Seventy-five Fifty-two was a place, a merchant town. It didn’t have eternal character and might or might not have been abandoned and revived a number of times. In those days, when caravans wanted to rendezvous somewhere before going into the Capital, they gave the place’s co-ordinates, longitude and latitude. And because 0.75 longitude, 52.04 latitude was a good safe location, with good road and rail access, and power and water, and telecommunications, more and more people used it to rendezvous, and it attained a kind of permanence. But no name, other than its navigating co-ordinates, or Seventy-five Fifty-two for short.

Arriving in 75,52 by train, No-Number Zen, Witch Carter, Mister Sunrise, Innocence, two squads of Buddhist warrior monks and their captain, knew only the name of the merchant for whom they would be working: Harris.

The train station at 75,52 was a terminus. It was located at the main intersection, the heart. On disembarking and leaving the station, the party stood to look up and down the crossroads. Some of them had been to 75,52 before, but the place had changed - it was always changing.

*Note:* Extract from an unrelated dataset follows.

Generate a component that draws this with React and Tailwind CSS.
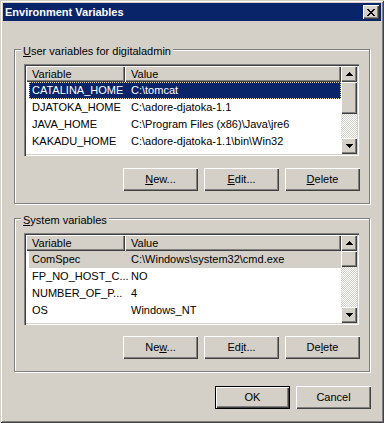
import React from "react";

const raised =
  "bg-[#d4d0c8] shadow-[inset_1px_1px_0_#fff,inset_-1px_-1px_0_#404040,inset_-2px_-2px_0_#808080]";
const header =
  "bg-[#d4d0c8] shadow-[inset_1px_1px_0_#fff,inset_-1px_-1px_0_#404040,inset_-2px_-2px_0_#808080]";

const userVars = [
  ["CATALINA_HOME", "C:\\tomcat"],
  ["DJATOKA_HOME", "C:\\adore-djatoka-1.1"],
  ["JAVA_HOME", "C:\\Program Files (x86)\\Java\\jre6"],
  ["KAKADU_HOME", "C:\\adore-djatoka-1.1\\bin\\Win32"],
  ["uar", "C:\\adore-djatoka-1.1\\lib"],
];

const systemVars = [
  ["ComSpec", "C:\\Windows\\system32\\cmd.exe"],
  ["FP_NO_HOST_C...", "NO"],
  ["NUMBER_OF_P...", "4"],
  ["OS", "Windows_NT"],
  ["Path", "C:\\Windows\\system32;C:\\Windows;C:\\Wi..."],
];

function Arrow({ up }) {
  return (
    <svg width="7" height="4" viewBox="0 0 7 4" shapeRendering="crispEdges">
      <polygon points={up ? "3.5,0 7,4 0,4" : "0,0 7,0 3.5,4"} fill="#000" />
    </svg>
  );
}

function ScrollBar({ thumb }) {
  return (
    <div className="w-[16px] flex flex-col shrink-0">
      <div className={`h-[16px] ${raised} flex items-center justify-center`}>
        <Arrow up />
      </div>
      <div className={`${thumb} ${raised}`}></div>
      <div className="flex-1 bg-[repeating-conic-gradient(#d4d0c8_0_25%,#fff_0_50%)] bg-[length:2px_2px]"></div>
      <div className={`h-[16px] ${raised} flex items-center justify-center`}>
        <Arrow />
      </div>
    </div>
  );
}

function ListView({ rows, selection, thumb }) {
  return (
    <div className="w-[335px] h-[92px] p-[2px] bg-white flex shadow-[inset_1px_1px_0_#808080,inset_2px_2px_0_#404040,inset_-1px_-1px_0_#fff,inset_-2px_-2px_0_#d4d0c8]">
      <div className="flex-1 min-w-0 flex flex-col overflow-hidden">
        <div className="flex h-[16px] shrink-0 leading-[16px]">
          <div className={`w-[99px] pl-[6px] ${header}`}>Variable</div>
          <div className={`flex-1 pl-[6px] ${header}`}>Value</div>
        </div>
        {rows.map(([name, value], i) => {
          let rowCls = "text-black";
          if (i === 0 && selection === "active")
            rowCls =
              "bg-[#0a246a] text-white outline outline-1 outline-dotted outline-[#e8dc9c] -outline-offset-1";
          if (i === 0 && selection === "inactive") rowCls = "bg-[#d4d0c8] text-black";
          return (
            <div key={name} className={`ml-[3px] flex h-[17px] shrink-0 leading-[17px] whitespace-nowrap ${rowCls}`}>
              <span className="w-[102px] pl-[3px] shrink-0 overflow-hidden">{name}</span>
              <span className="flex-1 overflow-hidden">{value}</span>
            </div>
          );
        })}
      </div>
      <ScrollBar thumb={thumb} />
    </div>
  );
}

function Button({ children, def }) {
  if (def) {
    return (
      <div className="w-[75px] h-[23px] border border-black">
        <div className={`w-full h-full ${raised} flex items-center justify-center`}>{children}</div>
      </div>
    );
  }
  return (
    <div className={`w-[75px] h-[23px] ${raised} flex items-center justify-center`}>{children}</div>
  );
}

function GroupBox({ label, children, className = "" }) {
  return (
    <div
      className={`relative w-[356px] border border-[#808080] shadow-[inset_1px_1px_0_#fff,1px_1px_0_#fff] px-[9px] pt-[14px] ${className}`}
    >
      <span className="absolute left-[6px] top-[-6px] px-[2px] bg-[#d4d0c8] leading-[14px]">{label}</span>
      {children}
    </div>
  );
}

function CloseGlyph() {
  return (
    <svg width="8" height="7" viewBox="0 0 8 7" shapeRendering="crispEdges">
      <path
        fill="#000"
        d="M0 0h2v1H0zM6 0h2v1H6zM1 1h2v1H1zM5 1h2v1H5zM2 2h4v1H2zM3 3h2v1H3zM2 4h4v1H2zM1 5h2v1H1zM5 5h2v1H5zM0 6h2v1H0zM6 6h2v1H6z"
      />
    </svg>
  );
}

export default function App() {
  return (
    <div className="w-[384px] h-[423px] bg-[#d4d0c8] p-[3px] flex flex-col text-[11px] text-black font-['Liberation_Sans',Arial,sans-serif] shadow-[inset_1px_1px_0_#d4d0c8,inset_-1px_-1px_0_#404040,inset_2px_2px_0_#fff,inset_-2px_-2px_0_#808080]">
      <div className="h-[18px] bg-[#0a246a] flex items-start justify-between pl-[2px] pr-[2px]">
        <span className="text-white font-bold leading-[18px]">Environment Variables</span>
        <div className={`mt-[2px] w-[16px] h-[14px] ${raised} flex items-center justify-center`}>
          <CloseGlyph />
        </div>
      </div>

      <div className="pl-[11px] pt-[28px] flex flex-col">
        <GroupBox
          className="pb-[12px]"
          label={
            <>
              <u>U</u>ser variables for digitaladmin
            </>
          }
        >
          <ListView rows={userVars} selection="active" thumb="h-[32px]" />
          <div className="mt-[12px] flex justify-end gap-[6px]">
            <Button>
              <span>
                <u>N</u>ew...
              </span>
            </Button>
            <Button>
              <span>
                <u>E</u>dit...
              </span>
            </Button>
            <Button>
              <span>
                <u>D</u>elete
              </span>
            </Button>
          </div>
        </GroupBox>

        <GroupBox
          className="mt-[14px] pb-[12px]"
          label={
            <>
              <u>S</u>ystem variables
            </>
          }
        >
          <ListView rows={systemVars} selection="inactive" thumb="h-[16px]" />
          <div className="mt-[11px] flex justify-end gap-[6px]">
            <Button>
              <span>
                Ne<u>w</u>...
              </span>
            </Button>
            <Button>
              <span>
                Ed<u>i</u>t...
              </span>
            </Button>
            <Button>
              <span>
                De<u>l</u>ete
              </span>
            </Button>
          </div>
        </GroupBox>
      </div>

      <div className="mt-[14px] pr-[10px] flex justify-end gap-[6px]">
        <Button def>OK</Button>
        <Button>Cancel</Button>
      </div>
    </div>
  );
}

The Mann Trading office was surrounded by scaffolding now, being developed into something more defensible. A building that had been another corporate office was now a tavern with tables outside. Another tavern, which had been a tavern before, had been painted on the outside. The truck repair shop’s wall was higher and thicker than before, and now made from pieces of rubble held together with some new kind of cement. There was a second and larger dish aerial on top of the tall, but mostly empty building housing the local telecoms access shop. And somebody had done something to the roads. Previously they had been crushed down bricks, cement, concrete, paving and packed dirt - with plenty of tufts of grass peeping out. Not so much a road as a gap between the buildings. Now the middle of the road was a straight path of uniform black tarmacadam, wide enough for two cars.

The captain ordered them to split up and search for “Harris” and to meet back at the station in one hour. He told one squad of monks to check at the tower, then the lodging house, the other to find the hospital and religious missions which were a little way from the centre of 75,52. He knew it was pointless ordering Innocence to do anything so left the monk to himself. He seemed uncertain about giving orders to Zen and his party.

“Shall we check the taverns?”

No-Number Zen looked at Carter and Sunrise who shrugged assent. Carter could have found Harris with her novo-tarot deck, but she preferred to save her energy for something more difficult.

In the hour they met a corporate representative in transit to the North, a merchant just returned from the Capital, four different people who wouldn’t say who they were, where they were going, or where they had come from, and two people who traded only within 75,52 itself. None of them knew Harris.

Back at the station, however, one squad of the monks had news.

Harris herself had not yet arrived, but her assistant was at the lodging house where beds and food had been arranged. They would leave tomorrow, which gave them an evening in 75,52. The captain gave orders for everybody to be back in the lodgings by midnight, but said they could do as they wished until then.

Innocence went off on his own. The monks split up, some went to find a quiet place for their devotions, some to return to the hospital, some just to take a look around. Zen beckoned Carter and Sunrise to one side and waited for the others to disperse.

They followed him outside the lodging house onto the busy street. People and vehicles bustled up and down.

“It’s handy that we’re starting here and we’ve got a night in town. There’s somebody I could meet.”